[Instructions for the task]:
Collect every line that includes the string "styles".

[Data provided]:
———

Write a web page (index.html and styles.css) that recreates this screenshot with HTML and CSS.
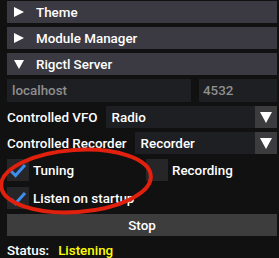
FILE: index.html
```html
<!DOCTYPE html>
<html>
<head>
<meta charset="utf-8">
<link rel="stylesheet" href="styles.css">
</head>
<body>
<div class="panel">
  <div class="header">
    <svg class="tri" width="10" height="10" viewBox="0 0 10 10"><polygon points="0,0 10,5 0,10" fill="#fff"/></svg>
    <span>Theme</span>
  </div>
  <div class="header">
    <svg class="tri" width="10" height="10" viewBox="0 0 10 10"><polygon points="0,0 10,5 0,10" fill="#fff"/></svg>
    <span>Module Manager</span>
  </div>
  <div class="header">
    <svg class="tri" width="10" height="10" viewBox="0 0 10 10"><polygon points="0,1 10,1 5,10" fill="#fff"/></svg>
    <span>Rigctl Server</span>
  </div>
  <div class="row inputs">
    <div class="input host">localhost</div>
    <div class="input port">4532</div>
  </div>
  <div class="row combo-row">
    <span class="label">Controlled VFO</span>
    <div class="combo"><span class="combo-text">Radio</span><div class="arrow"><svg width="12" height="11" viewBox="0 0 12 11"><polygon points="0,0 12,0 6,11" fill="#fff"/></svg></div></div>
  </div>
  <div class="row combo-row">
    <span class="label">Controlled Recorder</span>
    <div class="combo"><span class="combo-text">Recorder</span><div class="arrow"><svg width="12" height="11" viewBox="0 0 12 11"><polygon points="0,0 12,0 6,11" fill="#fff"/></svg></div></div>
  </div>
  <div class="row checks first">
    <div class="check-item tuning">
      <div class="box"><svg width="22" height="22" viewBox="0 0 22 22"><polyline points="4,12 8.5,16.5 18,6" fill="none" stroke="#3e8ef0" stroke-width="3"/></svg></div>
      <span>Tuning</span>
    </div>
    <div class="check-item">
      <div class="box"></div>
      <span>Recording</span>
    </div>
  </div>
  <div class="row checks second">
    <div class="check-item">
      <div class="box"><svg width="22" height="22" viewBox="0 0 22 22"><polyline points="4,12 8.5,16.5 18,6" fill="none" stroke="#3e8ef0" stroke-width="3"/></svg></div>
      <span>Listen on startup</span>
    </div>
  </div>
  <div class="button">Stop</div>
  <div class="status"><span>Status:</span><span class="listening">Listening</span></div>
</div>
<svg class="annot" width="279" height="258" viewBox="0 0 279 258">
  <ellipse cx="76" cy="181" rx="75" ry="31" transform="rotate(-4 76 181)" fill="none" stroke="#e1200d" stroke-width="4"/>
</svg>
</body>
</html>
```
FILE: styles.css
```css
html, body {
  margin: 0;
  padding: 0;
  background: #111111;
  width: 279px;
  height: 258px;
  overflow: hidden;
}
body {
  position: relative;
  font-family: Roboto, "Liberation Sans", sans-serif;
  font-weight: 500;
  font-size: 13.4px;
  color: #ffffff;
}
.panel {
  display: flex;
  flex-direction: column;
  gap: 4px;
  padding: 1px 2px 0 7px;
}
.header {
  height: 22px;
  background: #3b3a42;
  display: flex;
  align-items: center;
}
.tri {
  margin-left: 7px;
  margin-right: 12px;
}
.row {
  display: flex;
  align-items: center;
}
.inputs {
  gap: 8px;
}
.input {
  height: 23px;
  background: #1e1f22;
  color: #8f8f8f;
  display: flex;
  align-items: center;
  padding-left: 5px;
  box-sizing: border-box;
}
.host {
  width: 184px;
}
.port {
  flex: 1;
  padding-left: 4px;
}
.combo-row {
  height: 22px;
}
.label {
  margin-right: 8px;
}
.combo {
  flex: 1;
  height: 22px;
  background: #1e1f22;
  display: flex;
  align-items: center;
}
.combo-text {
  flex: 1;
  padding-left: 6px;
}
.arrow {
  width: 22px;
  height: 22px;
  background: #3c3c3e;
  display: flex;
  align-items: center;
  justify-content: center;
}
.checks {
  height: 22px;
}
.checks.first {
  margin-top: 1px;
}
.checks.second {
  margin-top: 2px;
}
.check-item {
  display: flex;
  align-items: center;
  gap: 4px;
}
.tuning {
  width: 139px;
}
.box {
  width: 22px;
  height: 22px;
  background: #262629;
}
.box svg {
  display: block;
}
.button {
  height: 22px;
  background: #3d3d3d;
  display: flex;
  align-items: center;
  justify-content: center;
  margin-top: 1px;
}
.status {
  display: flex;
  gap: 9px;
  margin-top: 3px;
}
.listening {
  color: #ffff00;
}
.annot {
  position: absolute;
  left: 0;
  top: 0;
  pointer-events: none;
}
```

———

[Answer to the problem]:
Write a web page (index.html and styles.css) that recreates this screenshot with HTML and CSS.
<link rel="stylesheet" href="styles.css">
FILE: styles.css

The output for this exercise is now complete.